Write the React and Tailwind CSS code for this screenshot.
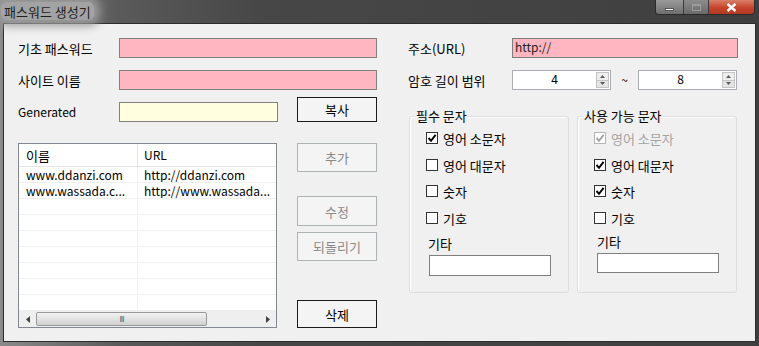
import React from "react";

const rows = [
	{ name: "www.ddanzi.com", url: "http://ddanzi.com" },
	{ name: "www.wassada.c...", url: "http://www.wassada..." },
];

const CheckMark = () => (
	<svg width="10" height="10" viewBox="0 0 10 10">
		<path d="M1.5 5 L4 7.8 L8.6 1.8" fill="none" stroke="currentColor" strokeWidth="1.9" />
	</svg>
);

const Check = ({ label, checked, disabled }) => (
	<div className={`flex items-center h-[16px] ${disabled ? "text-[#a3a3a3]" : "text-black"}`}>
		<span
			className={`w-[12px] h-[12px] border bg-white flex items-center justify-center ${
				disabled ? "border-[#b4b4b4]" : "border-[#333333]"
			}`}
		>
			{checked && <CheckMark />}
		</span>
		<span className="ml-[5px] leading-none">{label}</span>
	</div>
);

const Button = ({ label, disabled, h = "h-[29px]", className = "" }) => (
	<div
		className={`w-[80px] ${h} border flex items-center justify-center bg-[#f4f4f4] leading-none ${
			disabled ? "border-[#adb2b5] text-[#8a8a8a]" : "border-[#1a1a1a] text-black"
		} ${className}`}
	>
		{label}
	</div>
);

const Spinner = ({ value }) => (
	<div className="w-[99px] h-[20px] border border-[#abadb3] bg-white flex text-[12px]">
		<div className="flex-1 flex items-center justify-center leading-none pb-[2px]">{value}</div>
		<div className="w-[13px] flex flex-col my-[1px] mr-[1px]">
			<div className="flex-1 border border-[#c4c4c4] bg-[#eeeeee] flex items-center justify-center">
				<svg width="5" height="3" viewBox="0 0 5 3">
					<path d="M0 3 L2.5 0 L5 3 Z" fill="#5a5a5a" />
				</svg>
			</div>
			<div className="flex-1 border border-[#c4c4c4] border-t-0 bg-[#e4e4e4] flex items-center justify-center">
				<svg width="5" height="3" viewBox="0 0 5 3">
					<path d="M0 0 L2.5 3 L5 0 Z" fill="#5a5a5a" />
				</svg>
			</div>
		</div>
	</div>
);

const Group = ({ title, children, className = "" }) => (
	<div className={`relative w-[160px] h-[177px] border border-[#dcdfe1] rounded-[3px] shadow-[inset_1px_1px_0_#ffffff] ${className}`}>
		<span className="absolute -top-[9px] left-[5px] bg-[#f0f0f0] px-[1px] leading-[16px]">{title}</span>
		{children}
	</div>
);

export default function App() {
	return (
		<div className="w-[759px] h-[346px] overflow-hidden bg-[linear-gradient(to_right,#8a8a8a_0px,#5a5a5a_120px,#474747_260px,#3f3f3f_100%)] text-[13px] text-black font-['Noto_Sans_CJK_KR','Noto_Sans',sans-serif]">
			{/* title bar */}
			<div className="h-[23px] flex items-start justify-between">
				<div className="ml-[1px] mt-[2px] px-[3px] h-[18px] flex items-center bg-[#a3a3a3] rounded-[6px] shadow-[0_0_10px_6px_#9a9a9a] text-[#1f1f1f] leading-none">
					패스워드 생성기
				</div>
				<div className="flex h-[15px] mr-[4px] border border-t-0 border-[#2b2b2b] rounded-b-[4px] overflow-hidden">
					<div className="w-[27px] bg-[linear-gradient(#9a9a9a,#6e6e6e)] flex items-end justify-center pb-[3px]">
						<span className="w-[9px] h-[3px] bg-white border border-[#555]" />
					</div>
					<div className="w-[25px] border-l border-[#3a3a3a] bg-[linear-gradient(#8c8c8c,#6a6a6a)] flex items-center justify-center">
						<span className="w-[9px] h-[7px] border border-[#9c9c9c] border-t-2" />
					</div>
					<div className="w-[46px] border-l border-[#3a3a3a] bg-[linear-gradient(#d9806a,#c6432b_55%,#b23a24)] flex items-center justify-center">
						<svg width="11" height="9" viewBox="0 0 11 9">
							<path d="M1.5 1 L9.5 8 M9.5 1 L1.5 8" stroke="#ffffff" strokeWidth="2.4" />
						</svg>
					</div>
				</div>
			</div>

			{/* client area */}
			<div className="mx-[3px] h-[319px] border border-[#2c2c2c] bg-[#f0f0f0] flex pt-[14px] pl-[14px]">
				{/* left column */}
				<div className="w-[359px] flex flex-col">
					<div className="flex items-center h-[20px]">
						<span className="w-[101px] leading-none">기초 패스워드</span>
						<div className="w-[258px] h-[20px] bg-[#ffb6c1] border border-[#7f7f7f]" />
					</div>
					<div className="flex items-center h-[20px] mt-[12px]">
						<span className="w-[101px] leading-none">사이트 이름</span>
						<div className="w-[258px] h-[20px] bg-[#ffb6c1] border border-[#7f7f7f]" />
					</div>
					<div className="flex items-end h-[25px] mt-[7px]">
						<div className="w-[101px] h-[20px] flex items-center leading-none text-[12px]">Generated</div>
						<div className="w-[159px] h-[20px] bg-[#ffffe0] border border-[#7f7f7f]" />
						<Button label="복사" h="h-[25px]" className="ml-[19px]" />
					</div>
					<div className="flex mt-[21px]">
						{/* list view */}
						<div className="w-[259px] h-[185px] border border-[#828790] bg-white flex flex-col">
							<div className="h-[23px] flex border-b border-[#e5e5e5]">
								<div className="w-[119px] pl-[7px] flex items-center border-r border-[#e3e3e3] leading-none">이름</div>
								<div className="flex-1 pl-[6px] flex items-center leading-none text-[12px]">URL</div>
							</div>
							<div className="flex-1 flex flex-col text-[12px]">
								{Array.from({ length: 9 }).map((_, i) => (
									<div key={i} className="h-[16px] flex border-b border-[#f0f0f0]">
										<div className="w-[119px] pl-[7px] flex items-center border-r border-[#f0f0f0] leading-none whitespace-nowrap overflow-hidden">
											{rows[i] ? rows[i].name : ""}
										</div>
										<div className="flex-1 pl-[6px] flex items-center leading-none whitespace-nowrap overflow-hidden">
											{rows[i] ? rows[i].url : ""}
										</div>
									</div>
								))}
							</div>
							{/* horizontal scrollbar */}
							<div className="h-[16px] bg-[#efefef] flex items-center">
								<div className="w-[17px] flex items-center justify-center">
									<svg width="4" height="7" viewBox="0 0 4 7">
										<path d="M4 0 L0 3.5 L4 7 Z" fill="#404040" />
									</svg>
								</div>
								<div className="w-[171px] h-[14px] border border-[#989898] rounded-[2px] bg-[linear-gradient(#f2f2f2,#e2e2e2_50%,#d0d0d0)] flex items-center justify-center">
									<span className="text-[8px] leading-none text-[#555] tracking-[-1px]">III</span>
								</div>
								<div className="flex-1" />
								<div className="w-[17px] flex items-center justify-center">
									<svg width="4" height="7" viewBox="0 0 4 7">
										<path d="M0 0 L4 3.5 L0 7 Z" fill="#404040" />
									</svg>
								</div>
							</div>
						</div>
						{/* buttons */}
						<div className="ml-[20px] flex flex-col">
							<Button label="추가" disabled />
							<Button label="수정" disabled h="h-[30px]" className="mt-[24px]" />
							<Button label="되돌리기" disabled className="mt-[6px]" />
							<Button label="삭제" h="h-[28px]" className="mt-[39px]" />
						</div>
					</div>
				</div>

				{/* right column */}
				<div className="ml-[31px] w-[330px] flex flex-col">
					<div className="flex items-center h-[20px]">
						<span className="w-[104px] leading-none">주소(URL)</span>
						<div className="w-[226px] h-[20px] bg-[#ffb6c1] border border-[#7f7f7f] flex items-center px-[2px] leading-none text-[#222] text-[12px] pb-[2px]">
							http://
						</div>
					</div>
					<div className="flex items-center h-[20px] mt-[12px]">
						<span className="w-[104px] leading-none">암호 길이 범위</span>
						<Spinner value="4" />
						<span className="w-[27px] text-center leading-none text-[12px]">~</span>
						<Spinner value="8" />
					</div>
					<div className="flex mt-[26px] ml-[1px]">
						<Group title="필수 문자">
							<div className="pl-[16px] pt-[13px] flex flex-col">
								<Check label="영어 소문자" checked />
								<div className="mt-[11px]"><Check label="영어 대문자" /></div>
								<div className="mt-[10px]"><Check label="숫자" /></div>
								<div className="mt-[11px]"><Check label="기호" /></div>
								<span className="mt-[9px] ml-[2px] h-[16px] flex items-center leading-none">기타</span>
								<div className="mt-[4px] ml-[3px] w-[122px] h-[21px] bg-white border border-[#7f7f7f]" />
							</div>
						</Group>
						<Group title="사용 가능 문자" className="ml-[8px]">
							<div className="pl-[16px] pt-[13px] flex flex-col">
								<Check label="영어 소문자" checked disabled />
								<div className="mt-[11px]"><Check label="영어 대문자" checked /></div>
								<div className="mt-[10px]"><Check label="숫자" checked /></div>
								<div className="mt-[11px]"><Check label="기호" /></div>
								<span className="mt-[7px] ml-[3px] h-[16px] flex items-center leading-none">기타</span>
								<div className="mt-[4px] ml-[3px] w-[122px] h-[20px] bg-white border border-[#7f7f7f]" />
							</div>
						</Group>
					</div>
				</div>
			</div>
		</div>
	);
}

Problem details →
Working from the material above, state how many lines contain "React"; give only the number.

Task response →
2